Photoshop Tutorial: Making Selections In Photoshop

Free Tutorials And Training For Beginning Adobe Photoshop Users

Making selections in Photoshop is an essential skill if you plan on doing anything even remotely interesting with your photos and images.

Without the ability to select a specific part or parts of an image, anything we do to the image would apply to the entire image. If you wanted to sharpen someone's eyes in a photo, for example, without sharpening any other parts of their face or of the photo, you couldn't do it. You'd have to sharpen the entire photograph.

Same with blurring part of the image, which is an effective technique for reducing the importance of certain areas of the photo, like the background for example, and drawing attention to the main subject. Without the ability to select only the areas you wanted to blur, you'd have to blur the entire photo. Blurring certain areas while sharpening others is a great way to add a sense of depth to an image, yet without selections, you couldn't do it.

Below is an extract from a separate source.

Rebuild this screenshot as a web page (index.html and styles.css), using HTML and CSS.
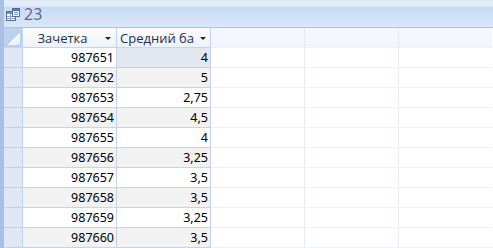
FILE: index.html
```html
<!DOCTYPE html>
<html lang="ru">
<head>
    <meta charset="UTF-8">
    <title>23</title>
    <link rel="stylesheet" href="styles.css">
</head>
<body>
    <div class="window">
        <div class="titlebar">
            <svg class="title-icon" width="14" height="13" viewBox="0 0 14 13">
                <rect x="0.5" y="3.5" width="9" height="9" fill="#fff" stroke="#5a6f8e"/>
                <rect x="1" y="4" width="8" height="2" fill="#6f8fc0"/>
                <line x1="1" y1="8.5" x2="9" y2="8.5" stroke="#8ea3c3"/>
                <line x1="1" y1="10.5" x2="9" y2="10.5" stroke="#8ea3c3"/>
                <line x1="4.5" y1="6" x2="4.5" y2="12" stroke="#8ea3c3"/>
                <rect x="6.5" y="0.5" width="7" height="8" fill="#fff" stroke="#5a6f8e"/>
                <rect x="7" y="1" width="6" height="2" fill="#3f78c8"/>
                <line x1="8" y1="4.5" x2="12" y2="4.5" stroke="#7a8cab"/>
                <line x1="8" y1="6.5" x2="12" y2="6.5" stroke="#7a8cab"/>
            </svg>
            <span class="title-text">23</span>
        </div>
        <div class="sheet">
            <div class="sel-head"></div>
            <div class="col-head">Зачетка<span class="arrow"></span></div>
            <div class="col-head clipped">Средний ба<span class="arrow"></span></div>
            <div class="empty-head"></div>
            <div class="empty-head"></div>
            <div class="empty-head last"></div>

            <div class="sel"></div><div class="cell">987651</div><div class="cell current">4</div><div class="blank"></div><div class="blank"></div><div class="blank last"></div>
            <div class="sel"></div><div class="cell alt">987652</div><div class="cell alt">5</div><div class="blank"></div><div class="blank"></div><div class="blank last"></div>
            <div class="sel"></div><div class="cell">987653</div><div class="cell">2,75</div><div class="blank"></div><div class="blank"></div><div class="blank last"></div>
            <div class="sel"></div><div class="cell alt">987654</div><div class="cell alt">4,5</div><div class="blank"></div><div class="blank"></div><div class="blank last"></div>
            <div class="sel"></div><div class="cell">987655</div><div class="cell">4</div><div class="blank"></div><div class="blank"></div><div class="blank last"></div>
            <div class="sel"></div><div class="cell alt">987656</div><div class="cell alt">3,25</div><div class="blank"></div><div class="blank"></div><div class="blank last"></div>
            <div class="sel"></div><div class="cell">987657</div><div class="cell">3,5</div><div class="blank"></div><div class="blank"></div><div class="blank last"></div>
            <div class="sel"></div><div class="cell alt">987658</div><div class="cell alt">3,5</div><div class="blank"></div><div class="blank"></div><div class="blank last"></div>
            <div class="sel"></div><div class="cell">987659</div><div class="cell">3,25</div><div class="blank"></div><div class="blank"></div><div class="blank last"></div>
            <div class="sel"></div><div class="cell alt">987660</div><div class="cell alt">3,5</div><div class="blank"></div><div class="blank"></div><div class="blank last"></div>
        </div>
    </div>
</body>
</html>
```

FILE: styles.css
```css
* {
    margin: 0;
    padding: 0;
    box-sizing: border-box;
}

body {
    width: 493px;
    height: 248px;
    overflow: hidden;
    background: #fff;
    font-family: "Noto Sans", "Liberation Sans", sans-serif;
}

.window {
    border-left: 4px solid #a7c0e4;
    height: 248px;
}

.titlebar {
    height: 28px;
    display: flex;
    align-items: center;
    gap: 4px;
    padding: 1px 0 0 2px;
    background: linear-gradient(to bottom, #e2ebf8 0, #e2ebf8 6px, #c8daf4 7px, #dae6f8 26px);
    border-bottom: 1px solid #a8c8e9;
}

.title-icon {
    display: block;
}

.title-text {
    font-size: 16px;
    color: #5b6c88;
    line-height: 1;
}

.sheet {
    display: grid;
    grid-template-columns: 19px 94px 94px 94px 94px 93px;
    grid-auto-rows: 20px;
}

.sel-head {
    background: #bcd1ee;
    border-right: 1px solid #c4d4ea;
    border-bottom: 1px solid #c4d4ea;
    position: relative;
}

.sel-head::after {
    content: "";
    position: absolute;
    right: 2px;
    bottom: 2px;
    width: 12px;
    height: 12px;
    background: linear-gradient(to bottom right, transparent 50%, #fbfdff 50%, #d9e5f6 100%);
}

.col-head {
    display: flex;
    align-items: center;
    justify-content: center;
    position: relative;
    overflow: hidden;
    white-space: nowrap;
    font-family: "Open Sans", "Noto Sans", sans-serif;
    font-size: 13px;
    color: #1f2f47;
    background: linear-gradient(to bottom, #fbfcfe, #eef2f9);
    border-right: 1px solid #c5d5ea;
    border-bottom: 1px solid #c5d5ea;
    padding-right: 14px;
}

.col-head.clipped {
    justify-content: flex-start;
    padding-left: 3px;
}

.col-head .arrow {
    position: absolute;
    right: 5px;
    top: 9px;
    border-left: 3px solid transparent;
    border-right: 3px solid transparent;
    border-top: 3px solid #222;
}

.col-head.clipped .arrow {
    right: 4px;
}

.empty-head {
    background: #f4f6fd;
    border-right: 1px solid #e6e9f2;
    border-bottom: 1px solid #eef0f6;
}

.sel {
    background: #dfe7f4;
    border-right: 1px solid #c3d1e7;
    border-bottom: 1px solid #c3d1e7;
}

.cell {
    display: flex;
    align-items: center;
    justify-content: flex-end;
    padding-right: 2px;
    font-size: 12.5px;
    color: #000;
    background: #fff;
    border-right: 1px solid #c5d2e6;
    border-bottom: 1px solid #c8d4e6;
}

.cell.alt {
    background: #f2f2f2;
}

.cell.current {
    background: #e3e7f0;
}

.blank {
    background: #fff;
    border-right: 1px solid #e8ebf3;
    border-bottom: 1px solid #eef0f6;
}

.last {
    border-right: none;
}
```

As I said, there really isn't much you could do as far as editing, retouching, or even creating special effects inside a photo, without knowing how to make selections.

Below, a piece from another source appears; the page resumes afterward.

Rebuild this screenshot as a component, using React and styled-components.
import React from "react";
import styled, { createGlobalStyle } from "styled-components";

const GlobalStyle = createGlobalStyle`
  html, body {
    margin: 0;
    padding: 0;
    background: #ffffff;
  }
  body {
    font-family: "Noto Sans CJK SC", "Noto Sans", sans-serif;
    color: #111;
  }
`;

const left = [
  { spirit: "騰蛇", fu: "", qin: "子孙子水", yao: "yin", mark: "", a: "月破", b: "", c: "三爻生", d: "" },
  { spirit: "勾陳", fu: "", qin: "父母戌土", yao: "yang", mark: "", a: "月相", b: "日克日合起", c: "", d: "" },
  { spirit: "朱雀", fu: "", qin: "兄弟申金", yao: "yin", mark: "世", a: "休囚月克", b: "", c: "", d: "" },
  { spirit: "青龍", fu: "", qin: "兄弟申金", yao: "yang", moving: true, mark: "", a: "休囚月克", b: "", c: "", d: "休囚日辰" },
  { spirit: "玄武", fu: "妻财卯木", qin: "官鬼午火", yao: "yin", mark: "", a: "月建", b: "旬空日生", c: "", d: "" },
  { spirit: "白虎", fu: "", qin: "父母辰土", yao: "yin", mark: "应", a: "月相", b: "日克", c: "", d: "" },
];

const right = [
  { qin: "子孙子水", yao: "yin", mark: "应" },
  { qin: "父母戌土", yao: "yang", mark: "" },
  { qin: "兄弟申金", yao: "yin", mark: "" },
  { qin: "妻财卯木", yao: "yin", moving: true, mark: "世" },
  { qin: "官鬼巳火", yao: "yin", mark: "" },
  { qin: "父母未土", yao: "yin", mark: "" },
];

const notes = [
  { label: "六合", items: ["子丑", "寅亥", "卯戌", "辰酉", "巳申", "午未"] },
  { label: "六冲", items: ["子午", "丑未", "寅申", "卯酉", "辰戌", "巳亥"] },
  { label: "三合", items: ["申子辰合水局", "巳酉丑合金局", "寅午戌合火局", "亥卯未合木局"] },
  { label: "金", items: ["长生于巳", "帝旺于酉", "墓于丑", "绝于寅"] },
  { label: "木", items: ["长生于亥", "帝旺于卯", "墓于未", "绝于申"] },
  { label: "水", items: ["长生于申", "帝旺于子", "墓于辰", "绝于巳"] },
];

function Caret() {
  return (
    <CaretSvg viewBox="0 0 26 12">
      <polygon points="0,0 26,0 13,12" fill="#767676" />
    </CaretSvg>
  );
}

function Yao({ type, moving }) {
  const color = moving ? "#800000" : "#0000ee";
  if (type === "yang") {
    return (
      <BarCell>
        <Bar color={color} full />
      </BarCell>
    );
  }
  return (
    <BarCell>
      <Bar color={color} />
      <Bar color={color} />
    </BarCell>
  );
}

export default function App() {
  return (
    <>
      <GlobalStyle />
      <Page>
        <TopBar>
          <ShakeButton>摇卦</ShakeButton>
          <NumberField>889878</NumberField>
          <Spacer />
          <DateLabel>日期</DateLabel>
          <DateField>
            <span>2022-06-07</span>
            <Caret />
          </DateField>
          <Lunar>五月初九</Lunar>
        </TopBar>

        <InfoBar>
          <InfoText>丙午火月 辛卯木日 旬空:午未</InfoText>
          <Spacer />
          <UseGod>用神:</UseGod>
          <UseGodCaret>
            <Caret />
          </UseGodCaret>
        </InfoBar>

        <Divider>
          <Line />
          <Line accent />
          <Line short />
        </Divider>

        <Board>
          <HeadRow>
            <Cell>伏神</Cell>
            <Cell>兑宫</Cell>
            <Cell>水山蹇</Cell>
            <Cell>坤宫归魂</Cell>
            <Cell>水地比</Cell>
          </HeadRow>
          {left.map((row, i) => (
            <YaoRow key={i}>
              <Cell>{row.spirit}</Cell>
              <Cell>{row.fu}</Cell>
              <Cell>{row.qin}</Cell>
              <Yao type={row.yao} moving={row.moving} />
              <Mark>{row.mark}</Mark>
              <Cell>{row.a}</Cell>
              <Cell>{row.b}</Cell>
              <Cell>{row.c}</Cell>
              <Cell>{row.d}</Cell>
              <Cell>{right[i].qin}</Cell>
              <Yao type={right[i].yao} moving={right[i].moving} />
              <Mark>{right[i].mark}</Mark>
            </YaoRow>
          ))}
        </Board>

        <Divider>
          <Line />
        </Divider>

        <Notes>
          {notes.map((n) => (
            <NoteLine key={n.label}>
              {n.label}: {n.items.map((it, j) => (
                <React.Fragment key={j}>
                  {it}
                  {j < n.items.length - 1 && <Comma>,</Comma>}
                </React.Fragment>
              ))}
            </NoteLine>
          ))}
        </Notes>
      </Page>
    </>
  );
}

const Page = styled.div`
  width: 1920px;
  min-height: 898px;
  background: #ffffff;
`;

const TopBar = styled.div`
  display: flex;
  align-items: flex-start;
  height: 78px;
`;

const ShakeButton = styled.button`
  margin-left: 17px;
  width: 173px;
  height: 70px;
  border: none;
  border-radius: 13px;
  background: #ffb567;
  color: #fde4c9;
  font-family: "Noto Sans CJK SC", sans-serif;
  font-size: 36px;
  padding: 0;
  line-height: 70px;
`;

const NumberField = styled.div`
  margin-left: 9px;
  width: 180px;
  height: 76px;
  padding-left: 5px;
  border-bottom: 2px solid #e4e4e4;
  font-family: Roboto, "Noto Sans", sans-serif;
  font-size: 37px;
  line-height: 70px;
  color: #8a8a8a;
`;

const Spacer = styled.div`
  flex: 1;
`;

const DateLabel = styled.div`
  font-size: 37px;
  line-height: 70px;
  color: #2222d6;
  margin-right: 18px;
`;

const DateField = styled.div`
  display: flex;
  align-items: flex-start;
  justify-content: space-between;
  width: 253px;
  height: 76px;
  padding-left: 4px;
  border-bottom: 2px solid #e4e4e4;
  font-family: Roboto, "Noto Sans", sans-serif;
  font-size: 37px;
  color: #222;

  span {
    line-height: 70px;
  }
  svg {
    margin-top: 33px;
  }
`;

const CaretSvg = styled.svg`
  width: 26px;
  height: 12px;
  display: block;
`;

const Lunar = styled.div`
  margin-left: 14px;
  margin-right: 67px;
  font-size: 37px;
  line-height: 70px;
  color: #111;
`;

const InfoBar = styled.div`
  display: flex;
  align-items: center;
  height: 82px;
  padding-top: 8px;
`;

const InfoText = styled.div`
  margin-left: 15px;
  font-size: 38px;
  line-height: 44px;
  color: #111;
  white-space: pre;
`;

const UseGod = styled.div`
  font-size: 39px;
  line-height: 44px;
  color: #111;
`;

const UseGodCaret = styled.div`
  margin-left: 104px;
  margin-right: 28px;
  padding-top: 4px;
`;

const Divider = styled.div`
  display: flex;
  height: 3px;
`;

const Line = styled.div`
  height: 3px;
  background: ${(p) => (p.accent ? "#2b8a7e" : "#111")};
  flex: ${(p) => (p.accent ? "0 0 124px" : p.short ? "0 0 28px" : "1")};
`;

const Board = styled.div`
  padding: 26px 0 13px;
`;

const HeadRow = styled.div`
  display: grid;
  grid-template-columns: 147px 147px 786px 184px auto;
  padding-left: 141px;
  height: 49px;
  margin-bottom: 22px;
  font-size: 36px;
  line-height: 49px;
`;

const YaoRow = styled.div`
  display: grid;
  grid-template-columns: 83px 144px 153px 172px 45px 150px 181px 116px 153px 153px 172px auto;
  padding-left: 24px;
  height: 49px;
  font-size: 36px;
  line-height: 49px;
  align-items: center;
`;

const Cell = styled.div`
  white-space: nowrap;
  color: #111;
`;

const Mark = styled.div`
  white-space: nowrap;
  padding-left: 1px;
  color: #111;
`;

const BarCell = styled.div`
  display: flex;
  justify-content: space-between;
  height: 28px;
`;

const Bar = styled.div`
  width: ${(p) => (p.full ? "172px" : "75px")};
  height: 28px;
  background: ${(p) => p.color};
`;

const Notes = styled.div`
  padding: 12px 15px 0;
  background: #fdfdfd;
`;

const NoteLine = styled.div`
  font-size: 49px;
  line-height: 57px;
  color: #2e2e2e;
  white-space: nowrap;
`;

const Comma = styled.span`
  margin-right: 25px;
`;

Of course, when you combine selections with the use of layers, you have all the freedom you need to accomplish even the most demanding, complex tasks which would otherwise have been impossible without selections.

Fortunately, Photoshop comes with lots of different ways to make those selections, including some tools in the Tools palette designed specifically for making basic selections. There are more advanced (though not necessarily more difficult) ways of making more complex selections, but these basic selection tools still serve a purpose, and in fact are used so often that Adobe went ahead and placed them right at the very top of the Tools palette, as shown below:

Photoshop's Selection Tools

Photoshop's selection tools, including the flyout boxes showing the hidden tools in the palette

If you're wondering why your Tools palette isn't showing those extra boxes that you see in the screenshot above, it's because those extra boxes, commonly referred to as "flyout menus " or simply "flyouts", contain tools which are normally hidden behind other tools in the Tools palette in order to save space on the screen. You can tell when a tool has other tools hiding behind it in the Tools palette because it will have a small black arrow in the bottom right corner of the tool's icon. To access the flyout so you can view the other tools hiding behind it, just click and hold your mouse button down on the tool's icon for a second and the flyout will appear. You can then select any of the tools in the flyout menu simply by clicking on the name of the tool.

There's six tool icons displaying in the Selection Tools group of the Tools palette, and twelve tools in total when you count the additional hidden tools. One of these tools though - the Move Tool in the top right corner - isn't a selection tool at all but is used instead to move selections around on the screen after you've created them, which is why it's included with the actual selection tools.

For this section, we're going to focus on the main selection tools that you'll use most often, which are:

The Marquee Tools include the "Rectangular Marquee Tool", the "Elliptical Marquee Tool", and the "Single Row" and "Single Column" Marquee Tools and are used to create simple, shape-based selections.

The Lasso Tools, which are used to draw freehand selections, include the "Lasso Tool" itself, as well as the "Polygonal Lasso Tool" and the "Magnetic Lasso Tool".

The other selection tool we'll look at is the "Magic Wand", which has nothing to do with Harry Potter and everything to do with making selections based on color and brightness values.